SHORT PROBLEM: Answer with one number only: the number of lines that contain "Rebuild".

INPUT MATERIAL:
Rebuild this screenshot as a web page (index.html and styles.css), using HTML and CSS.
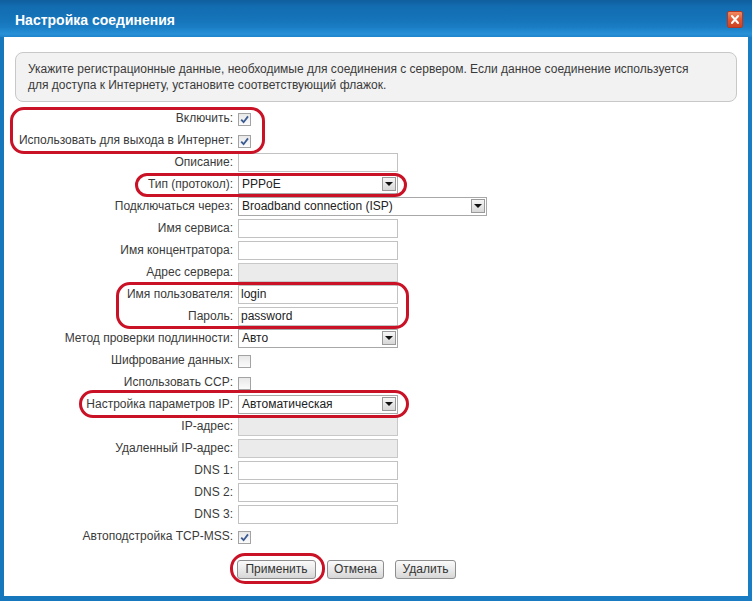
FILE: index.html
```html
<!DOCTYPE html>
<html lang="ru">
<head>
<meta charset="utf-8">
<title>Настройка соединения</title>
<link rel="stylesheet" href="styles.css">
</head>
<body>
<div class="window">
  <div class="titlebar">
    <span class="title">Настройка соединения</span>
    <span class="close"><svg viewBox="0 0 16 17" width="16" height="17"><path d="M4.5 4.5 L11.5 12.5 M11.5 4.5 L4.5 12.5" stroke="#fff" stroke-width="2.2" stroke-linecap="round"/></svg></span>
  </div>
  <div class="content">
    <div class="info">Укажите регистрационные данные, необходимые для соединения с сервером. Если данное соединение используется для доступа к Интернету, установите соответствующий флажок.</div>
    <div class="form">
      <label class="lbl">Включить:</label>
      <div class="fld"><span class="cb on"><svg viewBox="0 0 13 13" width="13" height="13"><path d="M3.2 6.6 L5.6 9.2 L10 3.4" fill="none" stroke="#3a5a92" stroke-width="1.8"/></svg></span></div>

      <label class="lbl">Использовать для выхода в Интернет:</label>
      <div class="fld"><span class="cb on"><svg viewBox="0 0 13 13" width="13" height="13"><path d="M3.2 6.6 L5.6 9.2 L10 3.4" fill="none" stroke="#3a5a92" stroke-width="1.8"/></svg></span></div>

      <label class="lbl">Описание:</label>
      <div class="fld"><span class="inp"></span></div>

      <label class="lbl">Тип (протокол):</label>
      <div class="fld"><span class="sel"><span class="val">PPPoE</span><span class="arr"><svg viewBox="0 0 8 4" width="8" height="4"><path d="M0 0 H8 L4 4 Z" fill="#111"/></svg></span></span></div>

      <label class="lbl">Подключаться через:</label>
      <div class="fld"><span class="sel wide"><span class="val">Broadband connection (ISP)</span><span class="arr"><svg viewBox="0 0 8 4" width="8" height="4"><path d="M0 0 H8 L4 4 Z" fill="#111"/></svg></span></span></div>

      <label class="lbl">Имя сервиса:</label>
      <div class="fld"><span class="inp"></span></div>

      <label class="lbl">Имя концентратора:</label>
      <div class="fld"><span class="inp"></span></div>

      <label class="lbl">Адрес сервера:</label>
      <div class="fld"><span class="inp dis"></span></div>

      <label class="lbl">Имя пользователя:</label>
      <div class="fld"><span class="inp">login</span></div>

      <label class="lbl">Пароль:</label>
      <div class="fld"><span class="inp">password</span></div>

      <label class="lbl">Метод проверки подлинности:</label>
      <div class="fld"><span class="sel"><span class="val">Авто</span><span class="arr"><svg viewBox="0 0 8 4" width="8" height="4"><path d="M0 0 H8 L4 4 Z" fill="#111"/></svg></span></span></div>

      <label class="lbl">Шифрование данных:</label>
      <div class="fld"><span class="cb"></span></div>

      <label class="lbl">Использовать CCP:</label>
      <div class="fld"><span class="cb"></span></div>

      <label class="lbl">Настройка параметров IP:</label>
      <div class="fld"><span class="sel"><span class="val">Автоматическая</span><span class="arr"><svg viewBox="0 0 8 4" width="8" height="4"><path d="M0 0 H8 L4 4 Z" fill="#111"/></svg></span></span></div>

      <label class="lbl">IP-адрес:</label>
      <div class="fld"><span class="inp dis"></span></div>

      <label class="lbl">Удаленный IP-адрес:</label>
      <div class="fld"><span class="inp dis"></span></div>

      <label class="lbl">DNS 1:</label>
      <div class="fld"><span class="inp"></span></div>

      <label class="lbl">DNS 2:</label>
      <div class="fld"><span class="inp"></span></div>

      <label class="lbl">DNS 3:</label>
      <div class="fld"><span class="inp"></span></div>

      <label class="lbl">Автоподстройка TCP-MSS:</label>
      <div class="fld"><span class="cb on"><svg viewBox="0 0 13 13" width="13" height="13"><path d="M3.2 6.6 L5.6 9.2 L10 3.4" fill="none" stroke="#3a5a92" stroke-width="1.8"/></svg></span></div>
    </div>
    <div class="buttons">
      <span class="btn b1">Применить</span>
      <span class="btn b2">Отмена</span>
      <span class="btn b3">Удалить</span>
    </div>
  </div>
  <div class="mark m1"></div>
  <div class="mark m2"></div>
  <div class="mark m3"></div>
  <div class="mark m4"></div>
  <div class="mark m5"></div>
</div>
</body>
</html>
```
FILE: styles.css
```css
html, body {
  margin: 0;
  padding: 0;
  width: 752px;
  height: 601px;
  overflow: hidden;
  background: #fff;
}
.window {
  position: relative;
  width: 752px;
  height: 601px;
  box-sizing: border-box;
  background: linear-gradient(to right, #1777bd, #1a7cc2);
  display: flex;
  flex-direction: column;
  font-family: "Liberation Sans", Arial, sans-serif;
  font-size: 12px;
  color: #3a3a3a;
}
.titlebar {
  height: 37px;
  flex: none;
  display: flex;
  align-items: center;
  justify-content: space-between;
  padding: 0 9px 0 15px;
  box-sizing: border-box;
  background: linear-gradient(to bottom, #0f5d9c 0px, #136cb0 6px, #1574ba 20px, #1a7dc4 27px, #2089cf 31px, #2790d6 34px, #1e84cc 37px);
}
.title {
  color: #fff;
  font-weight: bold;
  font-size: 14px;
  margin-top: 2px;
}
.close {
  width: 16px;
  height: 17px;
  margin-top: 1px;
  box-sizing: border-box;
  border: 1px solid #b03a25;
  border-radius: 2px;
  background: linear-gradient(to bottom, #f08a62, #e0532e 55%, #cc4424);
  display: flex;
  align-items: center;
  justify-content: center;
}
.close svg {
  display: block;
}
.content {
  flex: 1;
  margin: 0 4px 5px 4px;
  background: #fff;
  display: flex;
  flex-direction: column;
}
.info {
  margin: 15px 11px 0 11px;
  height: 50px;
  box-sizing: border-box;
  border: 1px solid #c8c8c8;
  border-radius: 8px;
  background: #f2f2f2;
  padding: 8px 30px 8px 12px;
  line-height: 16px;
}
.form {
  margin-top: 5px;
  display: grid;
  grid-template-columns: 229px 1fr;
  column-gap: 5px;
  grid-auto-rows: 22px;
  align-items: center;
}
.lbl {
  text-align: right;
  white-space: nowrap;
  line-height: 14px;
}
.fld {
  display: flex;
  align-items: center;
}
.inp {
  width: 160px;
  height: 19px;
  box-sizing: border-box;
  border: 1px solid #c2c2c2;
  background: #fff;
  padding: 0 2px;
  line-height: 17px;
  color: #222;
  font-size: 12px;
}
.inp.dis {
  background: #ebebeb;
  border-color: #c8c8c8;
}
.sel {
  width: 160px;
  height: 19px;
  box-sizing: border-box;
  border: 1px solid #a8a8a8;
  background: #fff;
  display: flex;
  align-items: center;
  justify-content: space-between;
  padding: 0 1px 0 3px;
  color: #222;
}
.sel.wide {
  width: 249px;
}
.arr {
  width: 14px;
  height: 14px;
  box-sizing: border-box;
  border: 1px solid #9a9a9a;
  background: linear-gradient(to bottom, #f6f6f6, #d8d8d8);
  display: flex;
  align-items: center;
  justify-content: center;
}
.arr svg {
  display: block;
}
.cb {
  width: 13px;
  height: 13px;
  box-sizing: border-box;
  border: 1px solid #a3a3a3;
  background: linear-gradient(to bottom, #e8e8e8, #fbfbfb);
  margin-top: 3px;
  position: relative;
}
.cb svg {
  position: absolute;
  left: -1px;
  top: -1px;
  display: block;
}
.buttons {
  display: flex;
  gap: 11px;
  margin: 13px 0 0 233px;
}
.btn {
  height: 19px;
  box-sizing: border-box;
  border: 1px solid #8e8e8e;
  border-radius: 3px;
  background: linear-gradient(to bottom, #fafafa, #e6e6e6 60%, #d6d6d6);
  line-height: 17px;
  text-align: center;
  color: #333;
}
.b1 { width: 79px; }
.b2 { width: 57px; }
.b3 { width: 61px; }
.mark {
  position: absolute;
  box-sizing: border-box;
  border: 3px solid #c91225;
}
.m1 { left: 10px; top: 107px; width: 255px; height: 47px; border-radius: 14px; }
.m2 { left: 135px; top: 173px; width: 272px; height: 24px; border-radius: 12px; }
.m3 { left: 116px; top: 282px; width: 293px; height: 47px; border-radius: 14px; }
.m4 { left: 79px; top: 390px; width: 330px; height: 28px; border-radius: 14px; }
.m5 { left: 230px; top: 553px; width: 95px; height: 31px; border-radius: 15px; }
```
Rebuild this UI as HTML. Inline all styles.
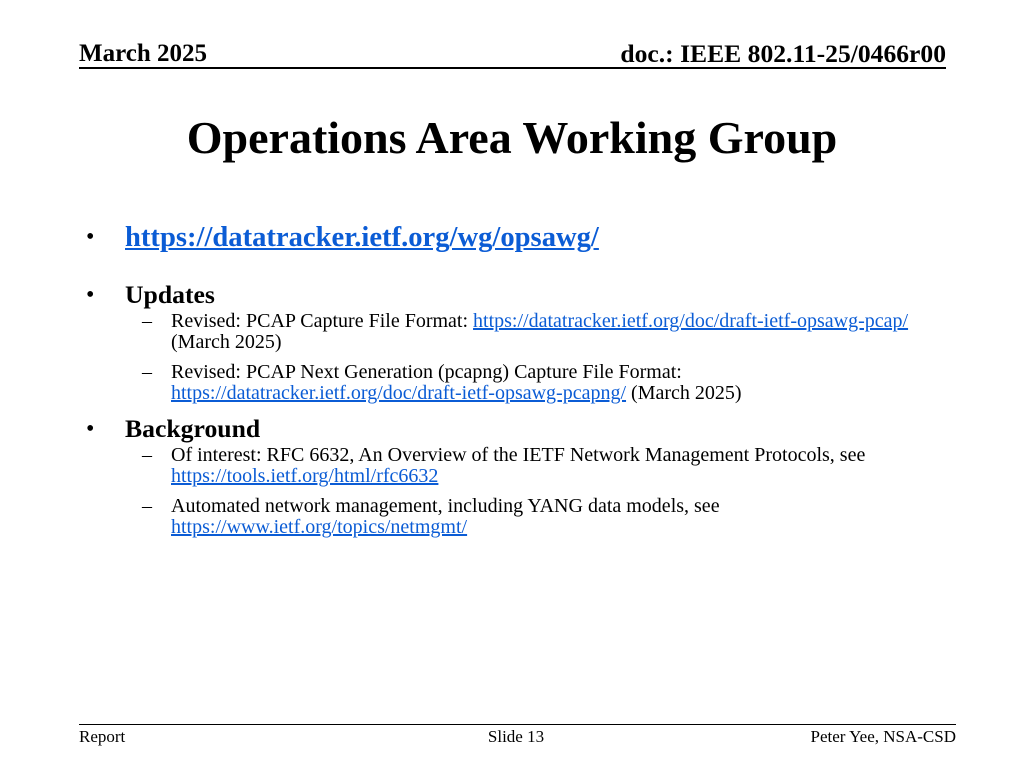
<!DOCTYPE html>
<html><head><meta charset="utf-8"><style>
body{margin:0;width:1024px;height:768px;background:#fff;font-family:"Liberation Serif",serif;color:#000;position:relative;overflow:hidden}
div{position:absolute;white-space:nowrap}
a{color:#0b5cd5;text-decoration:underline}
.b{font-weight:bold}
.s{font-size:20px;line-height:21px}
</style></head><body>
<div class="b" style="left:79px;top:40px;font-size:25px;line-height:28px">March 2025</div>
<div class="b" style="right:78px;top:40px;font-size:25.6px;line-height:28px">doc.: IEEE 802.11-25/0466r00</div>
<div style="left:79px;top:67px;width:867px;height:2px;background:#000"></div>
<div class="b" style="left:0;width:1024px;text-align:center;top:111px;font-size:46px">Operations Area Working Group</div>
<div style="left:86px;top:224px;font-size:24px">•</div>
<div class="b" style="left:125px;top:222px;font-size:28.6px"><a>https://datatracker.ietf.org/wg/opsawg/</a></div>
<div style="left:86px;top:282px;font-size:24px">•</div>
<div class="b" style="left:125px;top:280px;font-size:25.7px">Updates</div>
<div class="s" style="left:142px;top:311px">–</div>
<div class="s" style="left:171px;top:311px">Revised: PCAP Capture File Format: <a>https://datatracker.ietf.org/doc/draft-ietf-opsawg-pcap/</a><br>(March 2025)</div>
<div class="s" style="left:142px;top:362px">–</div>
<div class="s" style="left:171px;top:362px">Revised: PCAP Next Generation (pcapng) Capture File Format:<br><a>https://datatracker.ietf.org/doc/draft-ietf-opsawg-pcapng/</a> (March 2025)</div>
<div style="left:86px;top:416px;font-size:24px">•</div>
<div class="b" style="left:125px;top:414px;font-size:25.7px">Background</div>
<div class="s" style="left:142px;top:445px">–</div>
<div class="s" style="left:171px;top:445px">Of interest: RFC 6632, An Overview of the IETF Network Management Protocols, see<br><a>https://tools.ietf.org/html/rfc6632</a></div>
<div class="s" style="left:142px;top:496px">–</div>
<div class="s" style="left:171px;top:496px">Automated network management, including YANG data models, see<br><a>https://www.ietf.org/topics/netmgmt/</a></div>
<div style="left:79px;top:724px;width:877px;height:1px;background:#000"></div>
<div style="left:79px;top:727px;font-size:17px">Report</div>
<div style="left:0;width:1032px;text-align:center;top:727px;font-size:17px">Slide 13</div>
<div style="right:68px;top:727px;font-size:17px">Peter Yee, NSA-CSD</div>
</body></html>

RESPONSE: 2